The Land

The History

The Hammonasset Indians once considered this property home. Their village was on the northern edge of Someday Farm where Wolf Meadow and Roast Meat Hill Roads meet, though they ranged from the Aigicomock (now the East River, then the Ruttawoo or as the Mohegans knew it, the Moosamuttuck) in Guilford and the Connecticut River on their western border.

In the mid-1600s the New Haven colony was bounded on its east by the Hammonasset River where its most eastern town was Guilford. The Connecticut Colony’s most western town was Saybrook and its boundary was the Menunketesuck River. Over fifty square miles remained unsettled between these two settlements. The southern portion of this un-settlement was what is now Clinton while the northern portion is now Killingworth. Killingworth is at a higher elevation and is more hilly, forested, and rocky.

In 1663 the town of Killingworth was officially settled, though not officially named until 1667. At a Court of Election held in Hartford on May 9, 1667, it was ordered that “ye towne of Homonoscit shal for ye future be named Kenilworth, & for yr brand of horses they shal have ye letter V on ye near buttock.” Kenilworth was most likely chosen as it is the English town name from which Killingworth’s first delegate to the General Court (then both the general Assembly and Court), Edward Griswold, was born in 1607. Through corruption of spelling, Kenilworth became Killingworth which was used exclusively after 1707.
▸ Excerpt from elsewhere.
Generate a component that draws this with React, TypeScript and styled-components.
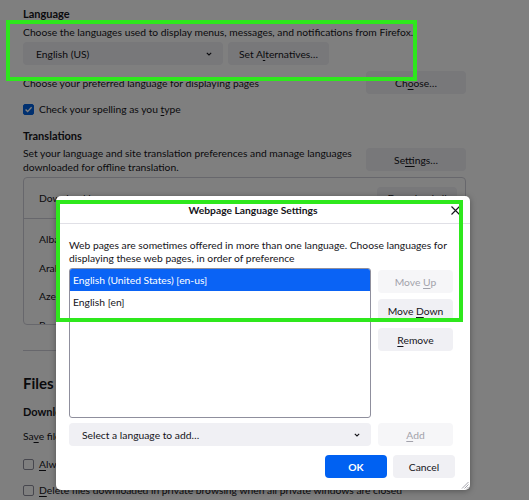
import React from "react";
import styled, { createGlobalStyle } from "styled-components";

const GlobalStyle = createGlobalStyle`
  html, body { margin: 0; padding: 0; background: #fff; }
  body {
    font-family: Lato, "Open Sans", sans-serif;
    font-size: 10.3px;
    color: #15141a;
    width: 529px;
    height: 500px;
    overflow: hidden;
  }
  * { box-sizing: border-box; }
`;

const Page = styled.div`
  position: relative;
  width: 529px;
  height: 500px;
  overflow: hidden;
  padding: 5px 63px 0 23px;
  white-space: nowrap;
`;

const Heading = styled.h2<{ $top?: number; $size?: number; $lh?: number }>`
  margin: ${(p) => p.$top ?? 0}px 0 0;
  font-size: ${(p) => p.$size ?? 11}px;
  font-weight: 700;
  line-height: ${(p) => p.$lh ?? 18}px;
`;

const Text = styled.p<{ $top?: number; $lh?: number }>`
  margin: ${(p) => p.$top ?? 0}px 0 0;
  line-height: ${(p) => p.$lh ?? 18}px;
`;

const Row = styled.div<{ $top?: number; $align?: string }>`
  display: flex;
  align-items: ${(p) => p.$align ?? "center"};
  justify-content: space-between;
  margin-top: ${(p) => p.$top ?? 0}px;
`;

const Controls = styled.div`
  display: flex;
  gap: 5px;
  margin-top: 1px;
`;

const Key = styled.span`
  text-decoration: underline;
  text-underline-offset: 2px;
`;

const Button = styled.button<{ $w?: number; $primary?: boolean; $top?: number }>`
  width: ${(p) => p.$w ?? 100}px;
  height: 23px;
  margin-top: ${(p) => p.$top ?? 0}px;
  border: none;
  border-radius: 4px;
  background: ${(p) => (p.$primary ? "#0061f2" : "#f0f0f4")};
  color: ${(p) => (p.$primary ? "#fff" : "#15141a")};
  font: inherit;
  font-weight: ${(p) => (p.$primary ? 700 : 400)};
  flex-shrink: 0;
  padding: 0;
  white-space: nowrap;
  &:disabled {
    background: #f6f6f8;
    color: #a2a2ab;
  }
`;

const Dropdown = styled.div<{ $w: number }>`
  width: ${(p) => p.$w}px;
  height: 23px;
  border-radius: 4px;
  background: #f0f0f4;
  display: flex;
  align-items: center;
  justify-content: space-between;
  padding: 0 10px 0 13px;
  flex-shrink: 0;
`;

const Chevron = () => (
  <svg width="8" height="6" viewBox="0 0 8 6">
    <path d="M1.8 1.8 L4 4 L6.2 1.8" fill="none" stroke="#15141a" strokeWidth="1.1" />
  </svg>
);

const CheckLine = styled.label<{ $top: number }>`
  display: flex;
  align-items: center;
  gap: 5px;
  margin-top: ${(p) => p.$top}px;
  line-height: 18px;
`;

const Box = styled.span<{ $checked?: boolean }>`
  width: 11px;
  height: 11px;
  border-radius: 2px;
  display: inline-flex;
  align-items: center;
  justify-content: center;
  flex-shrink: 0;
  background: ${(p) => (p.$checked ? "#0061e0" : "#fff")};
  border: 1px solid ${(p) => (p.$checked ? "#0061e0" : "#8f8f9d")};
`;

const Check = ({ checked }: { checked?: boolean }) => (
  <Box $checked={checked}>
    {checked && (
      <svg width="9" height="9" viewBox="0 0 9 9">
        <path d="M1.6 4.6 L3.6 6.6 L7.6 2.2" fill="none" stroke="#fff" strokeWidth="1.4" />
      </svg>
    )}
  </Box>
);

const LangList = styled.div`
  margin-top: 3px;
  height: 148px;
  border: 1px solid #cfcfd8;
  border-radius: 4px;
  overflow: hidden;
`;

const LangHead = styled.div`
  height: 41px;
  display: flex;
  align-items: center;
  justify-content: space-between;
  padding: 0 8px 0 15px;
  border-bottom: 1px solid #cfcfd8;
`;

const LangRows = styled.div`
  padding-top: 6px;
`;

const LangRow = styled.div`
  height: 28.5px;
  display: flex;
  align-items: center;
  justify-content: space-between;
  padding: 0 8px 0 15px;
`;

const Divider = styled.hr`
  margin: 25px 0 0;
  border: none;
  border-top: 1px solid #cfcfd8;
`;

const Shade = styled.div`
  position: absolute;
  inset: 0;
  background: rgba(0, 0, 0, 0.5);
`;

const Dialog = styled.div`
  position: absolute;
  left: 56px;
  top: 196px;
  width: 414px;
  height: 294px;
  background: #fff;
  border-radius: 5px;
  box-shadow: 0 1px 6px rgba(0, 0, 0, 0.35);
  display: flex;
  flex-direction: column;
`;

const TitleBar = styled.div`
  position: relative;
  height: 28px;
  flex-shrink: 0;
  display: flex;
  align-items: center;
  justify-content: center;
  padding-right: 20px;
  border-bottom: 1px solid #e0e0e6;
  font-weight: 700;
`;

const Close = styled.span`
  position: absolute;
  right: 10px;
  top: 10px;
  display: flex;
`;

const Body = styled.div`
  padding: 15px 17px 12px 13px;
  display: flex;
  flex-direction: column;
`;

const Grid = styled.div<{ $top: number }>`
  display: grid;
  grid-template-columns: 302px 75px;
  column-gap: 7px;
  margin-top: ${(p) => p.$top}px;
`;

const ListBox = styled.div`
  height: 150px;
  border: 1px solid #8f8f9d;
  border-radius: 3px;
  overflow: hidden;
`;

const ListItem = styled.div<{ $selected?: boolean }>`
  height: 22px;
  display: flex;
  align-items: center;
  padding-left: 3px;
  background: ${(p) => (p.$selected ? "#0a63f5" : "transparent")};
  color: ${(p) => (p.$selected ? "#fff" : "#15141a")};
`;

const SideButtons = styled.div`
  display: flex;
  flex-direction: column;
  gap: 6px;
  padding-top: 2px;
`;

const Footer = styled.div`
  display: flex;
  justify-content: flex-end;
  gap: 6px;
  margin: 9px -2px 0 0;
`;

const Grip = styled.span`
  position: absolute;
  right: 1px;
  bottom: 1px;
  display: flex;
`;

const Highlight = styled.div<{ $x: number; $y: number; $w: number; $h: number }>`
  position: absolute;
  left: ${(p) => p.$x}px;
  top: ${(p) => p.$y}px;
  width: ${(p) => p.$w}px;
  height: ${(p) => p.$h}px;
  border: 4px solid #2ee81c;
  pointer-events: none;
`;

const languages = ["Albanian", "Arabic", "Azerbaijani", "Bosnian"];

export default function App() {
  return (
    <>
      <GlobalStyle />
      <Page>
        <Heading>Language</Heading>
        <Text>Choose the languages used to display menus, messages, and notifications from Firefox.</Text>
        <Controls>
          <Dropdown $w={200}>
            <span>English (US)</span>
            <Chevron />
          </Dropdown>
          <Button $w={101}>
            Set A<Key>l</Key>ternatives…
          </Button>
        </Controls>
        <Row $top={6}>
          <span>Choose your preferred language for displaying pages</span>
          <Button>
            Ch<Key>o</Key>ose…
          </Button>
        </Row>
        <CheckLine $top={6}>
          <Check checked />
          <span>
            Check your spelling as you <Key>t</Key>ype
          </span>
        </CheckLine>
        <Heading $top={9}>Translations</Heading>
        <Row $top={1} $align="flex-start">
          <Text $lh={14}>
            Set your language and site translation preferences and manage languages
            <br />
            downloaded for offline translation.
          </Text>
          <Button $top={2}>
            Se<Key>t</Key>tings…
          </Button>
        </Row>
        <LangList>
          <LangHead>
            <span>Download languages</span>
            <Button $w={80}>Download all</Button>
          </LangHead>
          <LangRows>
            {languages.map((l) => (
              <LangRow key={l}>
                <span>{l}</span>
                <Button $w={80}>Download</Button>
              </LangRow>
            ))}
          </LangRows>
        </LangList>
        <Divider />
        <Heading $top={20} $size={15} $lh={24}>
          Files and Applications
        </Heading>
        <Heading $top={8}>Downloads</Heading>
        <Text $top={6}>
          Sa<Key>v</Key>e files to
        </Text>
        <CheckLine $top={10}>
          <Check />
          <span>
            <Key>A</Key>lways ask you where to save files
          </span>
        </CheckLine>
        <CheckLine $top={8}>
          <Check />
          <span>
            <Key>D</Key>elete files downloaded in private browsing when all private windows are closed
          </span>
        </CheckLine>

        <Shade />

        <Dialog>
          <TitleBar>
            Webpage Language Settings
            <Close>
              <svg width="9" height="9" viewBox="0 0 9 9">
                <path d="M0.5 0.5 L8.5 8.5 M8.5 0.5 L0.5 8.5" stroke="#15141a" strokeWidth="1.1" />
              </svg>
            </Close>
          </TitleBar>
          <Body>
            <Text $lh={13}>
              Web pages are sometimes offered in more than one language. Choose languages for
              <br />
              displaying these web pages, in order of preference
            </Text>
            <Grid $top={3}>
              <ListBox>
                <ListItem $selected>English (United States) [en-us]</ListItem>
                <ListItem>English [en]</ListItem>
              </ListBox>
              <SideButtons>
                <Button $w={75} disabled>
                  Move <Key>U</Key>p
                </Button>
                <Button $w={75}>
                  Move <Key>D</Key>own
                </Button>
                <Button $w={75}>
                  <Key>R</Key>emove
                </Button>
              </SideButtons>
            </Grid>
            <Grid $top={5}>
              <Dropdown $w={302}>
                <span>Select a language to add…</span>
                <Chevron />
              </Dropdown>
              <Button $w={75} disabled>
                <Key>A</Key>dd
              </Button>
            </Grid>
            <Footer>
              <Button $w={62} $primary>
                OK
              </Button>
              <Button $w={62}>Cancel</Button>
            </Footer>
          </Body>
          <Grip>
            <svg width="8" height="8" viewBox="0 0 8 8">
              <path d="M7.5 1 L1 7.5 M7.5 3.5 L3.5 7.5 M7.5 6 L6 7.5" stroke="#9a9aa3" strokeWidth="0.9" />
            </svg>
          </Grip>
        </Dialog>

        <Highlight $x={6} $y={20} $w={411} $h={61} />
        <Highlight $x={56} $y={200} $w={407} $h={122} />
      </Page>
    </>
  );
}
The above-mentioned ‘town’ included present day Clinton and thus extended to the Long Island Sound at its southern edge. On May 8, 1735 an Act of Organization was passed by the General Assembly which divided Clinton and Killingworth “in the County of Newlondon into two Distinct Ecclesiastical Societies.” An ecclesiastical society could tax its inhabitants and was obligated to tend to its members cemetery, religious, and schooling needs. Town meetings and other secular governmental needs continued to be met in Clinton. In 1838 Killingworth fully separated from Clinton though it retained a right to the town dock and beach.

The oldest cemetery in Killingworth is the Union District Yard, laid out March 22, 1738 just north of Wolf Meadow Rd. Hermann Broch died in 1951 in New Haven, Connecticut. He is buried in Killingworth, Connecticut, in the cemetery on Roast Meat Hill Road. He was nominated for the Nobel Prize in Literature.
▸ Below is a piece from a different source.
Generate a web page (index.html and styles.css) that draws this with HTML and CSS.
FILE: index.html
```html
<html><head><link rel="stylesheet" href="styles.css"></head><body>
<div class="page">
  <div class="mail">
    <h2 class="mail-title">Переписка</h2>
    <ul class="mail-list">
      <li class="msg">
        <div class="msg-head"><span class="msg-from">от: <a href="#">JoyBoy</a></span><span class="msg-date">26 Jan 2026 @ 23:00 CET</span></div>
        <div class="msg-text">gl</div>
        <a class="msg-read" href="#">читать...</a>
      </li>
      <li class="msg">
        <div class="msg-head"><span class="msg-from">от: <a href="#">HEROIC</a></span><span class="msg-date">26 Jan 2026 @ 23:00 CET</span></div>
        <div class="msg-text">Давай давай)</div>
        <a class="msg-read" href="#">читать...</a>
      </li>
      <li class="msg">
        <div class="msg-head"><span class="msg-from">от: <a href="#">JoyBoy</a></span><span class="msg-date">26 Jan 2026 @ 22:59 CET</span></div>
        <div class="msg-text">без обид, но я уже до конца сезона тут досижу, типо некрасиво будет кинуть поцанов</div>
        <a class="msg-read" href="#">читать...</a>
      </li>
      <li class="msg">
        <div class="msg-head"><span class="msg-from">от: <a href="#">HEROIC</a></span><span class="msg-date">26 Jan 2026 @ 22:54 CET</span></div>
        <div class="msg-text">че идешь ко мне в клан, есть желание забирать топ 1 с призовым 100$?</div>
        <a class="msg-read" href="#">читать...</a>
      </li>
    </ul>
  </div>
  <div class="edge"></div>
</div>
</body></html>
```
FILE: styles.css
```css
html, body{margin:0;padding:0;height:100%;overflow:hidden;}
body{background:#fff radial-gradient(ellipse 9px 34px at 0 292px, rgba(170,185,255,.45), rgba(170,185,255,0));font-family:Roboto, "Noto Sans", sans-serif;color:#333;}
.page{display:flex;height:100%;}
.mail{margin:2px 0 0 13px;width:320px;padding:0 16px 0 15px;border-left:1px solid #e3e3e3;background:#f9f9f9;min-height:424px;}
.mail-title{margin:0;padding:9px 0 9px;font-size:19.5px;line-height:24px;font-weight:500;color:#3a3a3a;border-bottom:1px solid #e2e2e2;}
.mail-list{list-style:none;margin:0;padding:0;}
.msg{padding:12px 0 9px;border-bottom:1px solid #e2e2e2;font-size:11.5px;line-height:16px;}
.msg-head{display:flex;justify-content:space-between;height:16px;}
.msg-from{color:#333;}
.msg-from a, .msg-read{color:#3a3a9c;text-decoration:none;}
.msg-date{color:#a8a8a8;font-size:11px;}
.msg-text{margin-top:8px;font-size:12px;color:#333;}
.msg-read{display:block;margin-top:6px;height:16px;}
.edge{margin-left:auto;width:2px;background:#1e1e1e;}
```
Reginald Frye was a prior owner of Someday Farm.

Pat Worth was a prior owner of Someday Farm.

Here & Now

Hope, expressed in the cover letter for the 2009 property purchase’s first bid:

Dear Pat & Michael,

The vital corner of Earth you have nurtured as Someday Farm is sacred, alive, and beautiful; in the short time we have spent in its embrace we have felt the possibility of ‘home.’ With great respect and consideration of our ancestors, we humbly make you this offer in the spirit of an Offering. Our intentions are healing, creative, and gentle. While our traditions differ (yours the Native American, ours the Oriental) we recognize that traditions are merely the echoes of past seekers, each of us on the same Path by different names. We hope to create a center of non-violence, contemplation, meditation, querying, and open-hearted sacredness. We’ll practice yoga, tai chi, and qigong, and endeavor to continue the practices which have found a home in your home. We apologize in advance for what poor students of your path that we may turn out to be, but we promise to be the most well-meaning of caretakers. We anticipate remaining open (literally and spiritually) to any seekers who have come to call Someday Farm their refuge/temple/school or home. We intend to encourage the continuation of whatever events customarily unfold there, whether they be sweat lodges, women’s retreats or maypole dancing. We’ll encourage longtime participants in these events to take a hand in contributing to and continuing their tradition.

We also undertake a covenant to honor the grave in Spirit’s paddock; to walk lovingly on the earth, to remain wide-eyed, loving and to follow the instruction on the license plate of the farm pickup truck: be kind. Saki will be loved as will the Great Birch and any eagle that should grace us with her overflight as they have seen fit to do for you. Michael’s poetry will find flight on the breezes and the blessings of your teachers will be listened for and felt. We will care for, learn from, give back to and enjoy the space both manifest and insubstantial. Your lessons, light, and love will live on as brightly burning beacons to those in need. Your home will remain the home (in many ways) of those who have come to call you friend.

We thank you for the opportunity to help you on your next journey, to continue the wonders borne at Someday Farm, to find our own next chapter of consciousness and to birth our home within the wellspring of your love and light.